Against Impressionism: Towards Science.
If we are to understand the strength of our class as the strength of institutional motors, conformism, and our experiential knowledge base, aside from issues of finance and strategy, we will be moving further and further towards a generalised understanding and appreciation of 'operations' and a revolution in political activism which might actually move us forward. There is no more powerful drive for social animals, than the power of our social conditioning mobilised to encourage others to take steps along a personal journey. Once those steps have been taken, they will be remembered, and the next time they are taken, they will be less uncharted and those workers taking them will do so in greater confidence. If we want to repair the power of our class and begin the process of facing the enemy and tearing lumps from that fatty capitalist edifice, we have to understand these social motors, and we have to be serious, hard-headed and empirically driven in our quest to turn the struggle around. Presenting ideas is never as motive a force as living those ideas and seeing their validity written in the personal schema of one's lived experience. Ideas shift, but old habits die hard.

Isn't it time we abandonned impressionism and focussed on the motive forces of our class? We need comprehensive re-organisation and re-orientation. If socialists aren't going to lead that process from the front, no-one will and we will be defeated, and defeated more comprehensively than in the bloodiest defeats of social partnership. There is no option left to us now than to focus on the hard science of marketing and mass psychology, and anything less hard-headed is not optimised for victory. As such it is optimised for defeat. We must be optimised for victory; we need no more failure to evidence the abject impressionism of our weakness. We face the annihilation of a century of gains in a decade of austerity. There is no more time for messing around, and no more time for careworn romantic nonsense.

That is why we must focus on the organiser model, remembering that people are creatures of habit, conformity is a social force, and that people are driven not by the many, but by the law of the few, and that we need to inculcate those leadership characteristics into the whole of our class thru experiential development with a managerial focus that puts the capitalists to shame. It is time we stamped a generalised theory of organisational operations onto the mind of every socialist, experientially, and ridiculed the ideas that have gotten us nowhere, for the ossified 19th century communications strategies that they are. Suchlike 'strategies' (such as they are) are more than ever are a source of our failure, and a barrier to progress. Let's stamp our movement with the mantle of hard science, and start winning hard victories, that move us forward to hard power. That's how we will forge a workers movement stuffed with hard-headed socialists. This is no time for dalliance or defeatism. It's time for tangible popular victories. It's time for the hard science of class struggle.

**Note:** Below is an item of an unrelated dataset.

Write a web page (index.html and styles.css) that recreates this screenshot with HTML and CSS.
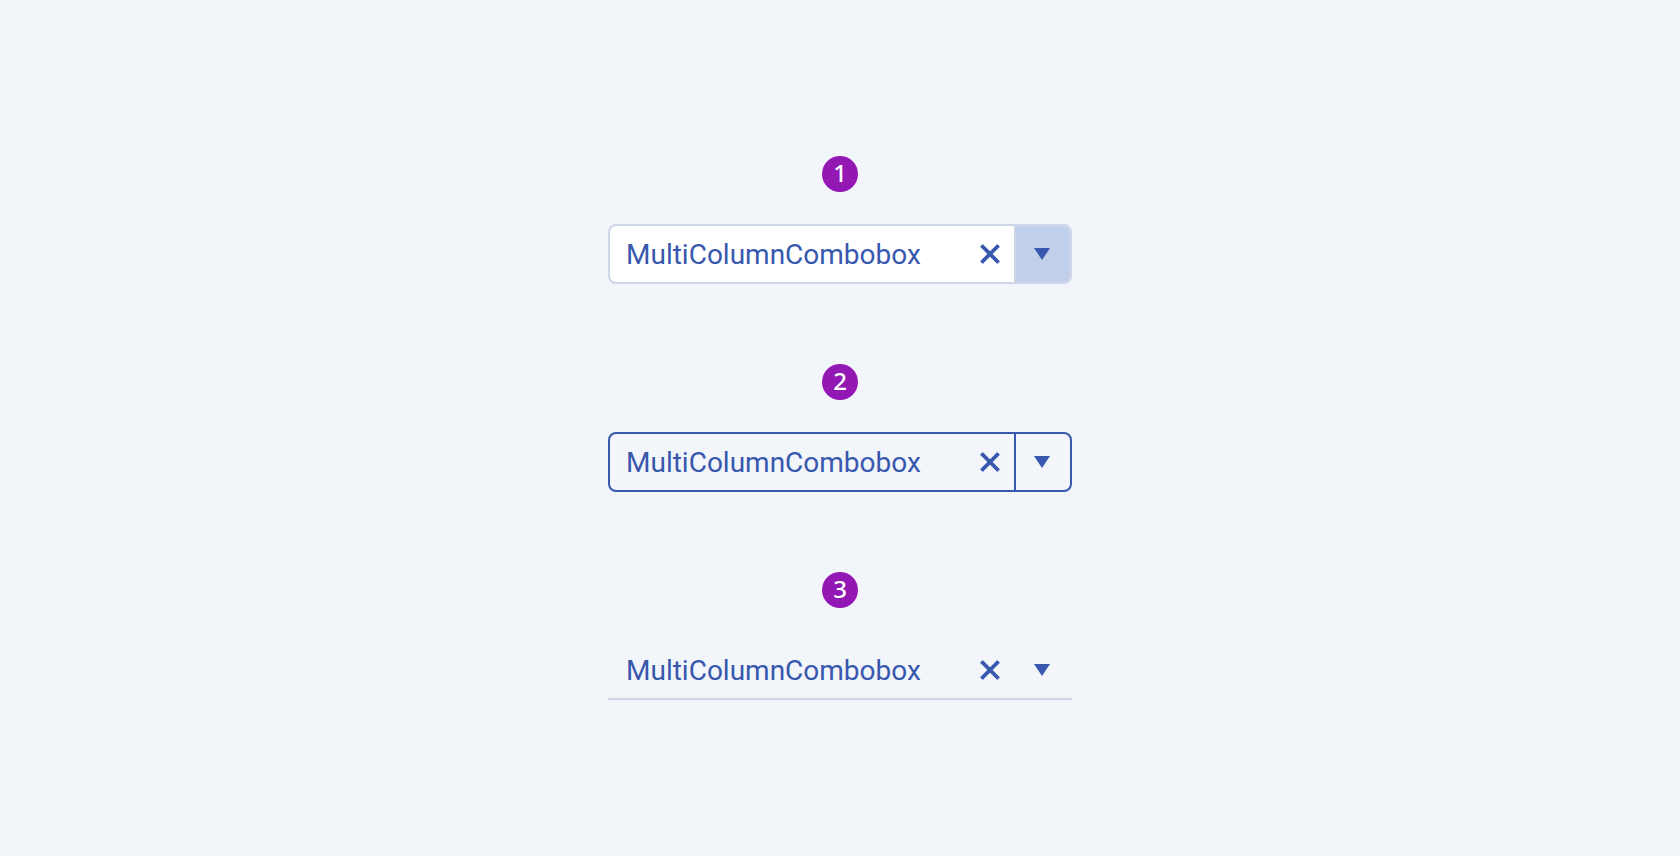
FILE: index.html
```
<!DOCTYPE html>
<html lang="en">
<head>
<meta charset="utf-8">
<title>MultiColumnComboBox fill modes</title>
<link rel="stylesheet" href="styles.css">
</head>
<body>
<main class="stage">
  <section class="sample">
    <span class="badge">1</span>
    <div class="combo combo-solid">
      <input class="combo-input" type="text" value="MultiColumnCombobox" aria-label="Solid combobox">
      <button class="combo-clear" type="button" aria-label="Clear"><svg class="icon" viewBox="0 0 24 24"><path class="cross" d="M4.8 2.6L12 9.8L19.2 2.6L21.4 4.8L14.2 12L21.4 19.2L19.2 21.4L12 14.2L4.8 21.4L2.6 19.2L9.8 12L2.6 4.8Z"/></svg></button>
      <button class="combo-toggle" type="button" aria-label="Open"><svg class="icon" viewBox="0 0 24 24"><path class="caret" d="M4 6H20L12 18Z"/></svg></button>
    </div>
  </section>
  <section class="sample">
    <span class="badge">2</span>
    <div class="combo combo-outline">
      <input class="combo-input" type="text" value="MultiColumnCombobox" aria-label="Outline combobox">
      <button class="combo-clear" type="button" aria-label="Clear"><svg class="icon" viewBox="0 0 24 24"><path class="cross" d="M4.8 2.6L12 9.8L19.2 2.6L21.4 4.8L14.2 12L21.4 19.2L19.2 21.4L12 14.2L4.8 21.4L2.6 19.2L9.8 12L2.6 4.8Z"/></svg></button>
      <button class="combo-toggle" type="button" aria-label="Open"><svg class="icon" viewBox="0 0 24 24"><path class="caret" d="M4 6H20L12 18Z"/></svg></button>
    </div>
  </section>
  <section class="sample">
    <span class="badge">3</span>
    <div class="combo combo-flat">
      <input class="combo-input" type="text" value="MultiColumnCombobox" aria-label="Flat combobox">
      <button class="combo-clear" type="button" aria-label="Clear"><svg class="icon" viewBox="0 0 24 24"><path class="cross" d="M4.8 2.6L12 9.8L19.2 2.6L21.4 4.8L14.2 12L21.4 19.2L19.2 21.4L12 14.2L4.8 21.4L2.6 19.2L9.8 12L2.6 4.8Z"/></svg></button>
      <button class="combo-toggle" type="button" aria-label="Open"><svg class="icon" viewBox="0 0 24 24"><path class="caret" d="M4 6H20L12 18Z"/></svg></button>
    </div>
  </section>
</main>
</body>
</html>
```
FILE: styles.css
```
* {
  box-sizing: border-box;
}

body {
  margin: 0;
  background: #f2f5fa;
  color: #3858ae;
  font-family: Roboto, sans-serif;
}

.stage {
  min-height: 100vh;
  display: flex;
  flex-direction: column;
  align-items: center;
  justify-content: center;
  gap: 80px;
}

.sample {
  width: 100%;
  max-width: 464px;
  display: flex;
  flex-direction: column;
  align-items: center;
  gap: 32px;
}

.badge {
  width: 36px;
  height: 36px;
  border-radius: 50%;
  background: #9318b3;
  color: #fff;
  font-family: "Noto Sans", sans-serif;
  font-size: 24px;
  font-weight: 500;
  line-height: 34px;
  text-align: center;
}

.combo {
  --line: #cfd6ea;
  width: 100%;
  display: flex;
  border: 2px solid var(--line);
  border-radius: 8px;
  overflow: hidden;
}

.combo-input {
  flex: 1;
  min-width: 0;
  height: 56px;
  padding: 0 16px;
  border: 0;
  outline: 0;
  background: transparent;
  color: inherit;
  font: 400 28px/40px Roboto, sans-serif;
}

.combo-clear,
.combo-toggle {
  display: flex;
  align-items: center;
  justify-content: center;
  padding: 0;
  border: 0;
  background: transparent;
  color: inherit;
}

.combo-clear {
  width: 48px;
}

.combo-toggle {
  width: 56px;
  padding-right: 2px;
  border-left: 2px solid var(--line);
}

.combo-solid {
  background: #fff;
}

.combo-solid .combo-toggle {
  background: #c1cfea;
}

.combo-outline {
  --line: #3858ae;
}

.combo-flat {
  border-color: transparent transparent var(--line);
  border-width: 2px 0;
  border-radius: 0;
  padding: 0 2px;
}

.combo-flat .combo-toggle {
  border-color: transparent;
}

.icon {
  width: 24px;
  height: 24px;
}

.cross {
  fill: currentColor;
  stroke: currentColor;
  stroke-width: 1;
  stroke-linejoin: round;
}

.caret {
  fill: currentColor;
}
```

  • 1 This use of "impressionistic" is completely meaningless. N.b. footnotes in this text are libcom notes
  • 2 The sentence demonstrates the author's lack of understanding of the slogan "demand the impossible" which refers to the idea that revolutionaries wish to demand things which cannot be granted by the capitalist economy, because we are revolutionaries. However, it in no way precludes supporting concrete demands in the meantime, for example struggles for higher wages against the poll tax.

Comments

Samotnaf

14 years ago

In reply to by libcom.org

Submitted by Samotnaf on March 26, 2010

we must focus on the organiser model, remembering that people are creatures of habit, conformity is a social force, and that people are driven not by the many, but by the law of the few, and that we need to inculcate those leadership characteristics into the whole of our class thru experiential development with a managerial focus that puts the capitalists to shame.

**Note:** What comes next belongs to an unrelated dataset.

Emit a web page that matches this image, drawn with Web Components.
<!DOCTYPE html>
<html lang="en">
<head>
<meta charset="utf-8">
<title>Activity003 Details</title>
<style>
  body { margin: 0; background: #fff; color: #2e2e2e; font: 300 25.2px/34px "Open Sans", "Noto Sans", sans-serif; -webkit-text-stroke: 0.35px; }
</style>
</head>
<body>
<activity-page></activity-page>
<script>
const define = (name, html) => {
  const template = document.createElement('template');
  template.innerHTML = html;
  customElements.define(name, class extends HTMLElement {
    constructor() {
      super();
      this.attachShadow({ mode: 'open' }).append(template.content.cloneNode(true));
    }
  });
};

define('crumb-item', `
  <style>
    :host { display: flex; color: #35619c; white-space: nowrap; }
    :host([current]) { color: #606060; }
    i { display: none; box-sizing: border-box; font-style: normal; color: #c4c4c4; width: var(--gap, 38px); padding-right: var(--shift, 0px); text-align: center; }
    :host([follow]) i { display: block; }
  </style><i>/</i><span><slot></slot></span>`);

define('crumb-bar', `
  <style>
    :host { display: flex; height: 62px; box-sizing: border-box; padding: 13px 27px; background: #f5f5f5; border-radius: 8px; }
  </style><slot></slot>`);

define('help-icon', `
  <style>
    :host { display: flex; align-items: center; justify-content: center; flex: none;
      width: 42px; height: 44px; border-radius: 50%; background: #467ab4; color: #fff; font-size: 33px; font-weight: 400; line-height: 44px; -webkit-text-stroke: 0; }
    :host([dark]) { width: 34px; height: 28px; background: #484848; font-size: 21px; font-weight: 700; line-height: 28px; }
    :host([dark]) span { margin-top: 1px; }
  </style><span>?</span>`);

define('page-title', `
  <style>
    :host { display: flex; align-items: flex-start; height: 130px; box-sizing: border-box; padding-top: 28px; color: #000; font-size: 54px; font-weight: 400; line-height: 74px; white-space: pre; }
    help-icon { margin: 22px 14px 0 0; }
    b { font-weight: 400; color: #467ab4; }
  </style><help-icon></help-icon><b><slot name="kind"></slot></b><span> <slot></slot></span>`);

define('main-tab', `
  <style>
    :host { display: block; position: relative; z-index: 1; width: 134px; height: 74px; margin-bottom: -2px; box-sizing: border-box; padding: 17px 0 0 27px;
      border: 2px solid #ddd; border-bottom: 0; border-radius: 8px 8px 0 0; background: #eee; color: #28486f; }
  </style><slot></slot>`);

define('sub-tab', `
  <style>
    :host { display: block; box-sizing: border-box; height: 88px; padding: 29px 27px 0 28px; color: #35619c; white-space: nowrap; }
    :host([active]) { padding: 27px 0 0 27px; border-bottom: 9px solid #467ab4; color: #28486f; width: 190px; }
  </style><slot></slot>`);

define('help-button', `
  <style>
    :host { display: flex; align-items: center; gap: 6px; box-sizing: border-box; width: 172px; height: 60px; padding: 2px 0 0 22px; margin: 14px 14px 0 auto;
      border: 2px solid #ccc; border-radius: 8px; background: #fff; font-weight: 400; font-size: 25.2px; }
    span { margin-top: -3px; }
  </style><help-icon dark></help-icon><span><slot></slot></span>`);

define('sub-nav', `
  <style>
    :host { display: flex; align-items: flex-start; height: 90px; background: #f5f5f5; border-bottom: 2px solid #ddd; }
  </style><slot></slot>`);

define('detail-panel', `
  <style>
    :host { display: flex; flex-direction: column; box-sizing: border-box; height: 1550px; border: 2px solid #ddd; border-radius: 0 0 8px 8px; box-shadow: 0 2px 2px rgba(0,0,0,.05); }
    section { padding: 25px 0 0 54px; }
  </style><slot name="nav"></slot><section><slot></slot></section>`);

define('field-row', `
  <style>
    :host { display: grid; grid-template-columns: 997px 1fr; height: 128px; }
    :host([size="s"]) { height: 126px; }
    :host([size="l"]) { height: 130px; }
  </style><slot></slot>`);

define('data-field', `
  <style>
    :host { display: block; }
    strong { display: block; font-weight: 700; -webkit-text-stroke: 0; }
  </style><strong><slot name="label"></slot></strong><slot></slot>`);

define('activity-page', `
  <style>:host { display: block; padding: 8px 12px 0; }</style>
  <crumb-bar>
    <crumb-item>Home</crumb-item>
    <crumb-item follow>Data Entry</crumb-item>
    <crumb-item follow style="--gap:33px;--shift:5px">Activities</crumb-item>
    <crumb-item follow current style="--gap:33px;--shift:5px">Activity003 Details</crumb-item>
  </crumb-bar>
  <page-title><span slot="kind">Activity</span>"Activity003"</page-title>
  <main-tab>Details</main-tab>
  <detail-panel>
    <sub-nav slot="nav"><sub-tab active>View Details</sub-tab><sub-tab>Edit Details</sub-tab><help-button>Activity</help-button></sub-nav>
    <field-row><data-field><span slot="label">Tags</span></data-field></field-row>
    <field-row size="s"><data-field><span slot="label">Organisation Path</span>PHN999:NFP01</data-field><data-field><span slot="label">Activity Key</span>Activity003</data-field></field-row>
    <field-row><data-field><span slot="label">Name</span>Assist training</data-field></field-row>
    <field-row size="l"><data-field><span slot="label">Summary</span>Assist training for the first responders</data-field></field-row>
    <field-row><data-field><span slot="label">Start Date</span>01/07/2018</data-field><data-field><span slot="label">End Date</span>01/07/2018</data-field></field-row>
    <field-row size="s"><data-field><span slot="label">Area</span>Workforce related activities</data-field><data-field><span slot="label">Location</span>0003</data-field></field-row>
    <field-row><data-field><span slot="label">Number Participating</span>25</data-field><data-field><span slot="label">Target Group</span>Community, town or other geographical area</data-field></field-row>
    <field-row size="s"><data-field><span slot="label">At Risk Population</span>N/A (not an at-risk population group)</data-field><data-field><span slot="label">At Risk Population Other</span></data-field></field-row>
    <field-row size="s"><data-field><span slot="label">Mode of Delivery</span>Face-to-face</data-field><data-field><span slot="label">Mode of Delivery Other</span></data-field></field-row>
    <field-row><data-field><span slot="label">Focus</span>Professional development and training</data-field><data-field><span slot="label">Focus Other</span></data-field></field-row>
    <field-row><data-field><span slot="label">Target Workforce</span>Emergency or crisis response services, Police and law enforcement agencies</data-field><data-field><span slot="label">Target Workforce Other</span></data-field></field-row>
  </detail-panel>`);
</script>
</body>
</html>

Excellent parody of leftist contempt for "the masses", better than Private Eye's Dave Spart : but there are some naive people who, not aware of the subtelties of this joke, who might be taken in, take it seriously - some people might not get it and it could backfire on you - they might even find out your address and express their disgust in a way you hadn't predicted. So I suggest, bellyscratch, you make it clear that this is just your idea of fun.

Boris Badenov

14 years ago

In reply to by libcom.org

Submitted by Boris Badenov on March 26, 2010

The title alone made me cringe, and then I realized who the author is.

Steven.

14 years ago

In reply to by libcom.org

Submitted by Steven. on March 26, 2010

I have put this article in "best of the worst" and added an appropriate introduction. I'm very glad that someone has added this to the library however, as I think that the entrance of these bizarre ideas to the "anarchist" movement needs to be documented.

Readers should note that Nick Durie, as well as being a member of liberty and solidarity is also a member of the Scottish Socialist party.

Samotnaf

14 years ago

In reply to by libcom.org

Submitted by Samotnaf on March 27, 2010

Excellent photo - which you also added after my post. Never heard of the creep, but then I don't live in the UK (would have checked it if you'd put the name up before I responded). But I don't quite get your reasons for putting it in the library, Steven. Perhaps you could elaborate a bit more.

Django

14 years ago

In reply to by libcom.org

Submitted by Django on March 27, 2010

Steven didn't put it in - another user did along with most of the articles from the L&S website.

Samotnaf

14 years ago

In reply to by libcom.org

Submitted by Samotnaf on March 27, 2010

Sorry - misread that - but still don't get why you're glad: there's so much shit around that cluttering the library up with more seems nothing to be glad about. But not important.

Mealey Potatoes

13 years ago

In reply to by libcom.org

Submitted by Mealey Potatoes on March 23, 2011

Yet more psuedo scientific bull-shit. This blokes obviously got a background in marketing and business studies - "critical mass", "spikes" "sales drives", "connectors", "mavens". Possibly works as a salesman. He should go far in the ranks of the Scottish Socialist Party which is renowned for its charlatans. If I`m not mistaken that other Trotskyist bull-shitter, Derek Hatton, once worked as a salesman. He`s now the chairman of his own media company Rippleffect. If these people are socialists, then God help us.